I stood in the rain and remembered that essential order, with its own enormous kind of waste and consumption, and the feelings of frustration and boredom it produced in me. I remembered the routine, the rote-mindedness which often passed for efficiency, the utter helplessness that many soldiers felt during wartime, and were obliged to accept, about being part of something huge, anonymous, even reckless and uncalculated, an ignorance of which they themselves were ignorant and to which they had not been invited. I also remembered the unassuming friendships you could make in the Army, the directness with which men accepted each other.

A sparrow hawk flew over. I noticed deer tracks on the ground. They were interruptions of a nature that did not concern me very much as a draftee in an Army camp, although--more than most--we were exposed to the wide nights and their stars, the wonderful freshness of dawn, and the extremes of heat and cold. There is a naked timelessness to Army life that allies it to a sea. A soldier’s life was restricted and oversimplified--he was not his own agent--and at the same time he acted for the world, cast out on an open plain. A great waste took him, equal in its surface or its depths, in being out of his hands. When he protested, he was protesting against the passage of all the nights on all the waters.

I can remember a fellow barracksmate one evening after dark saying he had something of great importance he had to speak to me about. We went out and talked in the company street, standing on the sandy grounds between the buildings, conscious of a towering night with flashing stars.
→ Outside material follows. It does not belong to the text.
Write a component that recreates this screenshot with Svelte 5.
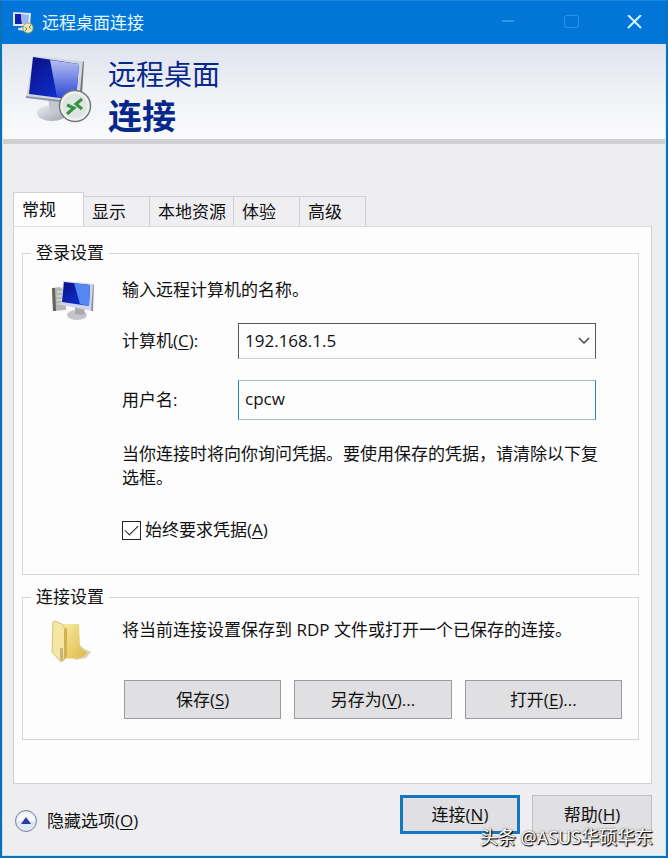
<script>
  const tabs = ["常规", "显示", "本地资源", "体验", "高级"];
  let activeTab = $state("常规");

  let computer = $state("192.168.1.5");
  let userName = $state("cpcw");
  let alwaysAsk = $state(true);
</script>

<div class="window">
  <div class="titlebar">
    <svg class="app-icon" width="22" height="24" viewBox="0 0 22 24">
      <path d="M1 1 L19 2 L18 15 L1 15 Z" fill="#dfe6f0" />
      <path d="M3 3 L9 3 L10 13 L3 13 Z" fill="#1020a8" />
      <path d="M9 3 L17 4 L16 13 L10 13 Z" fill="#9db4ec" />
      <path d="M6 17 L12 16 L13 20 L6 19 Z" fill="#d5dbe2" />
      <circle cx="16" cy="17" r="5" fill="#e7e6c0" stroke="#b0a65b" />
      <path d="M13 16 l2 2 -2 2 M19 14 l-2 2 2 2" fill="none" stroke="#6b8f3c" />
    </svg>
    <span class="title">远程桌面连接</span>
    <div class="controls">
      <button aria-label="最小化" disabled>
        <svg width="16" height="16" viewBox="0 0 16 16"><path d="M1 6 H13" stroke="#3aa0ee" stroke-width="1.5" /></svg>
      </button>
      <button aria-label="最大化" disabled>
        <svg width="16" height="16" viewBox="0 0 16 16"><rect x="0.5" y="0.5" width="14" height="12" rx="2" fill="none" stroke="#2c92e6" /></svg>
      </button>
      <button aria-label="关闭">
        <svg width="16" height="16" viewBox="0 0 16 16"><path d="M1 0 L14 13 M14 0 L1 13" stroke="#d8f6ff" stroke-width="2" /></svg>
      </button>
    </div>
  </div>

  <header>
    <svg width="68" height="70" viewBox="0 0 68 70">
      <defs>
        <linearGradient id="screen" x1="0" y1="0" x2="1" y2="1">
          <stop offset="0" stop-color="#0a0f86" />
          <stop offset="1" stop-color="#1238e0" />
        </linearGradient>
        <linearGradient id="glare" x1="0" y1="0" x2="0" y2="1">
          <stop offset="0" stop-color="#b4bff0" />
          <stop offset="1" stop-color="#2743d6" />
        </linearGradient>
        <linearGradient id="stand" x1="0" y1="0" x2="1" y2="1">
          <stop offset="0" stop-color="#eceef2" />
          <stop offset="1" stop-color="#9da4b0" />
        </linearGradient>
      </defs>
      <ellipse cx="26" cy="59" rx="15" ry="8" fill="url(#stand)" />
      <path d="M22 44 L38 47 L38 58 L24 57 Z" fill="#c3c8d0" />
      <path d="M7 2 L55 7 L58 9 L54 48 L51 49 L0 43 Z" fill="#d2d6df" />
      <path d="M57 7 L58 8 L56 40 L54 48 L53 48 Z" fill="#77736f" />
      <path d="M7 3 L53 10 L50 46 L3 40 Z" fill="url(#screen)" />
      <path d="M24 6 L53 10 L50 46 L31 43 Z" fill="url(#glare)" />
      <path d="M0 42 L51 48 L51 50 L0 44 Z" fill="#8f96a8" />
      <circle cx="49" cy="52" r="15.5" fill="#f0f2f2" stroke="#77777b" stroke-width="1.5" />
      <circle cx="49" cy="52" r="12.5" fill="#dfe5e2" />
      <path d="M41 51 L48 54 L41 60 M56 45 L50 50 L56 55" fill="none" stroke="#35933f" stroke-width="3" />
    </svg>
    <h1>
      <span>远程桌面</span>
      <strong>连接</strong>
    </h1>
  </header>

  <main>
    <div class="tabs" role="tablist">
      {#each tabs as tab}
        <button
          role="tab"
          class:active={tab === activeTab}
          class:wide={tab.length > 2}
          aria-selected={tab === activeTab}
          onclick={() => (activeTab = tab)}
        >{tab}</button>
      {/each}
    </div>

    <div class="panel">
      <fieldset>
        <legend>登录设置</legend>
        <div class="group">
          <svg class="computer-icon" width="44" height="42" viewBox="0 0 44 42">
            <path d="M1 8 L9 7 L15 12 L15 30 L2 31 Z" fill="#b6b6b2" />
            <path d="M1 8 L4 8 L5 31 L2 31 Z" fill="#62625e" />
            <path d="M6 12 H13 M6 16 H13 M6 20 H13 M6 24 H13" stroke="#ecece8" />
            <ellipse cx="26" cy="35" rx="10" ry="5" fill="#c4c4ca" />
            <path d="M24 26 L34 28 L33 35 L24 34 Z" fill="#a9a9b2" />
            <path d="M12 1 L42 4 L41 31 L10 25 Z" fill="#d0d5ea" />
            <path d="M42 4 L43 5 L42 31 L40 31 Z" fill="#8f8fa4" />
            <path d="M13 2 L39 5 L38 26 L11 22 Z" fill="url(#screen)" />
            <path d="M23 3 L39 5 L38 26 L29 24 Z" fill="#5686f2" />
          </svg>
          <div class="content">
            <p>输入远程计算机的名称。</p>
            <div class="field">
              <label for="computer">计算机(<u>C</u>):</label>
              <div class="combo">
                <select id="computer" bind:value={computer}>
                  <option>192.168.1.5</option>
                </select>
                <svg width="12" height="8" viewBox="0 0 12 8"><path d="M1 1 L6 6 L11 1" fill="none" stroke="#444" stroke-width="1.5" /></svg>
              </div>
            </div>
            <div class="field">
              <label for="user">用户名:</label>
              <input id="user" class="text" type="text" spellcheck="false" bind:value={userName} />
            </div>
            <p class="note">当你连接时将向你询问凭据。要使用保存的凭据，请清除以下复选框。</p>
            <label class="check">
              <input type="checkbox" bind:checked={alwaysAsk} />
              <span>始终要求凭据(<u>A</u>)</span>
            </label>
          </div>
        </div>
      </fieldset>

      <fieldset>
        <legend>连接设置</legend>
        <div class="group">
          <svg class="folder-icon" width="44" height="44" viewBox="0 0 44 44">
            <defs>
              <linearGradient id="folder" x1="0" y1="0" x2="1" y2="1">
                <stop offset="0" stop-color="#f9e9a0" />
                <stop offset="1" stop-color="#dcb84a" />
              </linearGradient>
            </defs>
            <path d="M29 25 L32 28 L40 32 L35 38 L24 40 Z" fill="#d9d2b4" />
            <path d="M12 4 L28 4 L29 27 L36 33 Q30 41 14 38 Z" fill="url(#folder)" />
            <path d="M4 1 L11 4 Q15 7 14 20 L13 40 L10 42 L1 32 L2 2 Z" fill="#f7e6a2" stroke="#d6bf7a" />
            <path d="M13 9 L16 8 L16 37 L13 40 Z" fill="#d3b250" />
            <path d="M9 28 L12 28 L12 41 L9 40 Z" fill="#c9b67c" />
          </svg>
          <div class="content compact">
            <p>将当前连接设置保存到 RDP 文件或打开一个已保存的连接。</p>
            <div class="actions">
              <button class="btn">保存(<u>S</u>)</button>
              <button class="btn">另存为(<u>V</u>)...</button>
              <button class="btn">打开(<u>E</u>)...</button>
            </div>
          </div>
        </div>
      </fieldset>
    </div>
  </main>

  <footer>
    <button class="toggle">
      <svg width="24" height="24" viewBox="0 0 24 24">
        <circle cx="12" cy="12" r="10.5" fill="#dfe6f7" stroke="#7d8494" />
        <path d="M3 12 A9 9 0 0 1 21 12 Z" fill="#f6f8fd" />
        <path d="M12 8 L17 15 H7 Z" fill="#2b3c9c" />
      </svg>
      <span>隐藏选项(<u>O</u>)</span>
    </button>
    <div class="buttons">
      <button class="btn default">连接(<u>N</u>)</button>
      <button class="btn">帮助(<u>H</u>)</button>
    </div>
  </footer>

  <span class="watermark">头条 @ASUS华硕华东</span>
</div>

<style>
  :global(body) {
    margin: 0;
  }

  .window {
    position: relative;
    box-sizing: border-box;
    min-height: 100vh;
    display: flex;
    flex-direction: column;
    border: 2px solid #0f6fb5;
    border-top: 1px solid #1b87e0;
    background: #eeeef1;
    box-shadow: inset 0 0 0 1px #b9ecfa;
    color: #111;
    font-family: "Open Sans", "Noto Sans CJK SC", sans-serif;
    font-size: 17px;
    line-height: 24px;
  }

  button,
  input,
  select {
    box-sizing: border-box;
    margin: 0;
    font: inherit;
    color: inherit;
  }

  u {
    text-underline-offset: 2px;
  }

  .titlebar {
    display: flex;
    align-items: center;
    height: 43px;
    padding-left: 10px;
    background: #0276d8;
    color: #e3f7ff;
  }

  .title {
    flex: 1;
    margin-left: 8px;
  }

  .controls {
    display: flex;
  }

  .controls button {
    display: flex;
    align-items: center;
    justify-content: center;
    width: 63px;
    height: 40px;
    padding: 0;
    border: none;
    background: none;
  }

  header {
    display: flex;
    gap: 14px;
    margin: 0 1px;
    padding: 10px 23px 1px;
    border-bottom: 5px solid #cfcfd2;
    background: linear-gradient(#dfe3ed, #eff1f5 50%, #fbfbfd);
  }

  h1 {
    margin: 0;
    color: #06288a;
    font-size: 28px;
    font-weight: 400;
    line-height: 40px;
  }

  h1 span,
  h1 strong {
    display: block;
  }

  h1 strong {
    font-size: 34px;
    font-weight: 700;
    line-height: 44px;
  }

  main {
    padding: 48px 14px 0 11px;
  }

  .tabs {
    display: flex;
    align-items: flex-end;
  }

  .tabs button {
    width: 66px;
    height: 30px;
    padding: 0 0 0 8px;
    border: 1px solid #d0d0d4;
    border-bottom: none;
    border-left: none;
    background: #efeff1;
    text-align: left;
    white-space: nowrap;
  }

  .tabs button.wide {
    width: 84px;
  }

  .tabs button.active {
    width: 71px;
    height: 34px;
    border-left: 1px solid #d0d0d4;
    background: #fdfdfe;
  }

  .panel {
    padding: 15px 12px 43px 8px;
    border: 1px solid #d0d0d4;
    border-top-color: #dcdce0;
    background: #fdfdfe;
  }

  fieldset {
    min-width: 0;
    margin: 0;
    padding: 0 0 20px;
    border: 1px solid #d4d4d9;
  }

  fieldset + fieldset {
    margin-top: 11px;
  }

  legend {
    margin-left: 8px;
    padding: 0 5px;
    line-height: 22px;
  }

  .group {
    display: grid;
    grid-template-columns: 71px 1fr;
    padding-left: 28px;
  }

  .computer-icon {
    margin-top: 16px;
  }

  .folder-icon {
    margin-top: 12px;
  }

  .content {
    padding: 14px 16px 0 0;
  }

  .compact {
    padding-top: 10px;
  }

  p {
    margin: 0;
  }

  .field {
    display: grid;
    grid-template-columns: 116px 1fr;
    align-items: center;
    margin: 21px 26px 0 0;
  }

  .combo {
    display: grid;
    align-items: center;
  }

  .combo select,
  .combo svg {
    grid-area: 1 / 1;
  }

  .combo svg {
    justify-self: end;
    margin-right: 6px;
    pointer-events: none;
  }

  select {
    appearance: none;
    width: 100%;
    height: 36px;
    padding: 0 6px;
    border: 1px solid #55555a;
    border-bottom-color: #cfcfd4;
    border-radius: 0;
    background: #fdfdfe;
  }

  .text {
    width: 100%;
    height: 40px;
    padding: 0 6px 4px;
    border: 1px solid #a9bccb;
    border-left-color: #2f7fae;
    border-right-color: #2f7fae;
    background: #fdfdfe;
    outline: none;
  }

  .note {
    margin: 22px 20px 0 0;
  }

  .check {
    display: flex;
    align-items: center;
    gap: 4px;
    margin: 28px 0 12px;
  }

  .check input {
    appearance: none;
    display: grid;
    place-items: center;
    width: 19px;
    height: 19px;
    border: 1px solid #222;
    background: #fff;
  }

  .check input:checked::before {
    content: "";
    width: 13px;
    height: 7px;
    margin-bottom: 4px;
    border: solid #222;
    border-width: 0 0 1px 1px;
    box-sizing: border-box;
    transform: rotate(-45deg);
  }

  .actions {
    display: grid;
    grid-template-columns: repeat(3, 1fr);
    gap: 13px;
    margin: 38px 0 0 2px;
  }

  .btn {
    height: 39px;
    padding: 0;
    border: 1px solid #9b9a9e;
    background: #e0dfe1;
  }

  footer {
    display: flex;
    justify-content: space-between;
    padding: 11px 14px 20px 12px;
  }

  .toggle {
    display: flex;
    align-items: center;
    gap: 9px;
    margin-top: 13px;
    padding: 0;
    border: none;
    background: none;
  }

  .buttons {
    display: flex;
    gap: 12px;
  }

  .buttons .btn {
    width: 120px;
    border-color: #c2bfc3;
  }

  .buttons .default {
    border: 3px solid #1577c0;
  }

  .watermark {
    position: absolute;
    right: 13px;
    bottom: 7px;
    color: #fff;
    font-size: 18px;
    text-shadow: 1px 1px 1px #111, 1px 1px 1px #333, 0 0 2px #555;
  }
</style>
He talked desperately, on and on, about the life he had been planning before the Army took him away; he complained that he and the girl he was to marry had been put off; he talked bitterly about the job which had now been denied him, the business he was going to establish, and: “Why? Why? Why?” What business was it of the President of the United States to start a war and send him into it?

It is murderous not to be able to fight back. It is also appropriate for the Army to denude the ground of its grass, the beach grass that holds it down above the cliffs. It is appropriate for the sea to roam on with a blind eye, and for the cliffs to fall and the sands to shift and blow. It is inevitable, at one time or another, that each of us should stand on these barren grounds. The gloom of the sea puts all other darkness and gloom in jeopardy. Its brilliance is impenetrable. It carries light over the earth’s surface like a turning crystal. It is overbearing and restless and at the same time as strict and balanced as its tides. Perhaps it is best approached in misery of soul, because then it stands out in all its cryptic mastery as the raw room that owns us, the desert without illusion.